High-Impact Upgrades for Maximum Energy Savings
Improving the building envelope is one of the best ways to reduce energy consumption. This includes adding insulation to walls, roofs, and floors, which helps maintain stable indoor temperatures and lowers heating and cooling demands. For commercial properties built before modern standards, these updates can cut energy use by 15-30%.
Window solutions represent another important upgrade path. Options include secondary glazing for buildings where full replacement isn’t feasible, or complete window system upgrades that incorporate low-emissivity glass and thermal breaks to limit heat transfer.

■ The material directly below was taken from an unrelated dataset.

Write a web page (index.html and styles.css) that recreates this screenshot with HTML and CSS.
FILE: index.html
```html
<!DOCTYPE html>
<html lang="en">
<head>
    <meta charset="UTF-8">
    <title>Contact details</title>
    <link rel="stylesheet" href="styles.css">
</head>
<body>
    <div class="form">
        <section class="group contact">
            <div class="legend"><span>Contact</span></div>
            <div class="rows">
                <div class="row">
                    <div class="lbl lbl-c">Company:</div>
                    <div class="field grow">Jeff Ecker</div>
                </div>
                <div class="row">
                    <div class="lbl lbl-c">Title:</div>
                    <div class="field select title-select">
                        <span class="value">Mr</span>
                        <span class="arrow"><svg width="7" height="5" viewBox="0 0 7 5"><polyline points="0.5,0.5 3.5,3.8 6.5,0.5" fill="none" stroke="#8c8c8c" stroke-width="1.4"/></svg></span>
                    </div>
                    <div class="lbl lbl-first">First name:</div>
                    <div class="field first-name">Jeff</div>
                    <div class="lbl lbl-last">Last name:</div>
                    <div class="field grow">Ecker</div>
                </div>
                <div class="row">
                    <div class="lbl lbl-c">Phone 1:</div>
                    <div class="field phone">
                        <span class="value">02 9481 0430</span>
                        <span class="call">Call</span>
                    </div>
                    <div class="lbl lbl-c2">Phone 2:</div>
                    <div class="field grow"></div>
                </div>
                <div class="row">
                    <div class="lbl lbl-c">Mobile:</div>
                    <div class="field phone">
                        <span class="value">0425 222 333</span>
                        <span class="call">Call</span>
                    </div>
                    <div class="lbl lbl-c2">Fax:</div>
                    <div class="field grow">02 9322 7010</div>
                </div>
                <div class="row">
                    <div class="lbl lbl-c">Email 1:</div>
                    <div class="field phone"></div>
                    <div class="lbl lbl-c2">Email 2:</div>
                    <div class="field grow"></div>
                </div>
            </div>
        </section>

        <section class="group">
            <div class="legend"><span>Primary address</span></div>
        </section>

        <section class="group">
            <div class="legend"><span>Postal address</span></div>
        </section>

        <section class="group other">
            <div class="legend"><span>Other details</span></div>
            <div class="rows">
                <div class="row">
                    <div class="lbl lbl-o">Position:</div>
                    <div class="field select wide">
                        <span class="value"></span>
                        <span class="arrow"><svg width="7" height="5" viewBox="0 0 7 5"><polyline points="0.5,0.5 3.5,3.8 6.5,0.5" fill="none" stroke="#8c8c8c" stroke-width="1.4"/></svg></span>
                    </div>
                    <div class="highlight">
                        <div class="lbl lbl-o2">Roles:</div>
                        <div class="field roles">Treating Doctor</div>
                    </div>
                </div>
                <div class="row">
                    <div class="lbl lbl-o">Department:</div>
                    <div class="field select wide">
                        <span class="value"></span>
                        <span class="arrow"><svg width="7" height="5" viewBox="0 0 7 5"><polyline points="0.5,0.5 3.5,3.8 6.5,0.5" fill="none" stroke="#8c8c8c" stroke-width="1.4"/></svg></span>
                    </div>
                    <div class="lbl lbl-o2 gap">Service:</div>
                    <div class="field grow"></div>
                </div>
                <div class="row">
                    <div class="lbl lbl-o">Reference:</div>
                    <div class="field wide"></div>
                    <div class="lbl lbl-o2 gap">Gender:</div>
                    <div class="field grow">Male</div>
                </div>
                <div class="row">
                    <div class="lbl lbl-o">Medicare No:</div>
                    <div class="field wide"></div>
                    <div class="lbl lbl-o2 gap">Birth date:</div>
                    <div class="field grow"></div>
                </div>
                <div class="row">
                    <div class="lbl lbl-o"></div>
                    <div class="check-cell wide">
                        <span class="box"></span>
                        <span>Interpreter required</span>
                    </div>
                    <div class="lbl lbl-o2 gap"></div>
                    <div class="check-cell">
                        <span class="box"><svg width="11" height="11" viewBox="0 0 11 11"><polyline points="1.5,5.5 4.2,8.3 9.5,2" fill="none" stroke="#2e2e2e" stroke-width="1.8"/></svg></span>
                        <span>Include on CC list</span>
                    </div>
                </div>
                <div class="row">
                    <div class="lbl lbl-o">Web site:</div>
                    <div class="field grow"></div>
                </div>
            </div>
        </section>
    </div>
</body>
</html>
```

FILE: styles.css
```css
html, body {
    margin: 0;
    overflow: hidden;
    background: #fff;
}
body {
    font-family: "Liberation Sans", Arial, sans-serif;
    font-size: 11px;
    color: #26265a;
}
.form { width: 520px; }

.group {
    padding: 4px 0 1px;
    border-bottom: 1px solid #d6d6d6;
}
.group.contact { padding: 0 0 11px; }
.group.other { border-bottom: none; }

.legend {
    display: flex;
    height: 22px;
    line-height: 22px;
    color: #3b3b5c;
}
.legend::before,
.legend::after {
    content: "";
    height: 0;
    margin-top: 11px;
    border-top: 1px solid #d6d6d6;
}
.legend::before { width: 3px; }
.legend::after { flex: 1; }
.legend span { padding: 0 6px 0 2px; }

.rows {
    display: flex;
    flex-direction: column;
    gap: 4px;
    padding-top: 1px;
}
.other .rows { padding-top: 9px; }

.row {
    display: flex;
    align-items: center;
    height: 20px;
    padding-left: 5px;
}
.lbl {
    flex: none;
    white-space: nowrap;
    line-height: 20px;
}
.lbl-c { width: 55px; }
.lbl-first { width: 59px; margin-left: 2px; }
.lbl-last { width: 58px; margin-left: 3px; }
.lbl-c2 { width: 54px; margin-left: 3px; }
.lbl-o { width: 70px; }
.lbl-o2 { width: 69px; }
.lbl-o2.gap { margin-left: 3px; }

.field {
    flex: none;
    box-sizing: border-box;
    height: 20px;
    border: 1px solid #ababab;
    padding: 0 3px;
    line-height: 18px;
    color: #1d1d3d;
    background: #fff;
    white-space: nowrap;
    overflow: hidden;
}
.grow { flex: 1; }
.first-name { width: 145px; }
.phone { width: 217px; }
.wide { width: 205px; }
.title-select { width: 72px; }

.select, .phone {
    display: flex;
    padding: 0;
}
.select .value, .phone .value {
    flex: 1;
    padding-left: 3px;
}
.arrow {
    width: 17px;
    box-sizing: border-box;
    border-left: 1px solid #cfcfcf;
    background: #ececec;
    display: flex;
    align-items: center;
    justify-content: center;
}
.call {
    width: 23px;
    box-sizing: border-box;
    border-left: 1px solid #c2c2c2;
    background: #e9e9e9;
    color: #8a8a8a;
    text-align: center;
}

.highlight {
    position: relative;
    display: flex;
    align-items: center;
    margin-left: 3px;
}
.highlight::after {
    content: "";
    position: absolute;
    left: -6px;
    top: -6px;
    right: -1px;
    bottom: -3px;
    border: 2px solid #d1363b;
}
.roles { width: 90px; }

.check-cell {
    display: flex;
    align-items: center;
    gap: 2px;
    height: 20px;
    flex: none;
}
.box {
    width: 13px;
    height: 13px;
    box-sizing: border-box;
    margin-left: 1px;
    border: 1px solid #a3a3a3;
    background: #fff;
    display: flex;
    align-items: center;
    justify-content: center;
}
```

HVAC system modernisation offers strong savings potential. Replacing outdated equipment with high-efficiency alternatives such as heat pumps can reduce energy consumption by 20-40%. Energy recovery ventilation systems capture and reuse heat that would otherwise be exhausted, while smart controls optimise system operation based on occupancy and weather conditions.
Lighting retrofits provide some of the fastest returns on investment. Converting to LED lighting with occupancy sensors and daylight harvesting systems can reduce lighting energy use by 50-75%. These systems automatically adjust brightness based on natural light availability and room occupancy, maximising efficiency.
Renewable energy integration is increasingly viable for commercial properties. Options include solar PV systems and heat pumps for efficient heating and cooling. Battery storage solutions can help manage energy costs. Many commercial property mortgage providers now offer preferential terms for buildings with renewable energy features.
Balancing Heritage Considerations with Energy Performance
For historically important commercial buildings, energy improvements must be balanced with preservation requirements. Non-invasive solutions such as secondary glazing, draught-proofing, and careful insulation placement can make a difference in performance without compromising architectural features.
Working within listed building constraints requires specialised approaches and often close consultation with conservation officers. Still, sensitive retrofits can lead to impressive outcomes.
A Victorian commercial building in Manchester demonstrates this balance. After implementing carefully selected improvements including floor insulation and secondary glazing, the property achieved a 40% energy reduction while maintaining its period features and character.
Financing Your Energy Efficiency Improvements
Making energy efficiency improvements requires upfront investment, but various financing options can help manage these costs. Government grants and incentives specifically designed for commercial energy retrofits are available in many regions, offering partial funding for qualifying projects.
A commercial mortgage is one of the most practical funding routes for major energy upgrades. These can be structured to spread costs over an extended period, with some lenders offering preferential rates for projects that make notable improvements to energy performance.
Different improvement types show varying returns. Lighting retrofits typically offer the fastest payback (1-3 years). Building envelope improvements may take longer (3-7 years) but provide stronger long-term savings. Energy service companies (ESCOs) offer another option through performance contracting, where improvements are paid for through guaranteed energy savings.
For business owners considering major retrofits, a commercial property mortgage can be tailored specifically to fund energy improvements. Some lenders now offer green commercial mortgage products with favorable terms for projects that achieve strong gains in energy performance.
Implementation Strategy and Compliance Considerations
Creating a phased approach to energy improvements helps decrease business disruption while maximising benefits. Choosing low-cost, impactful measures like lighting upgrades and control systems as a first step provides immediate savings that can help fund larger improvements later.
Building regulations and planning permission requirements must be carefully navigated, particularly for listed buildings or those in conservation areas. Ensuring proper certification and documentation throughout the process is essential for both regulatory compliance and future property valuations.
Post-improvement monitoring is important to confirm energy savings. This ongoing review helps identify adjustments needed to keep performance on track. It ensures systems continue operating efficiently over time. Regular maintenance schedules for improved systems should be established to support long-term results and protect the investment.
Tackling energy efficiency improvements with a structured plan including assessment, prioritising impactful upgrades, securing appropriate financing, and implementing a phased strategy allows owners of older commercial buildings to achieve measurable energy savings while creating more comfortable, future-ready spaces that meet regulatory requirements and support sustainability goals.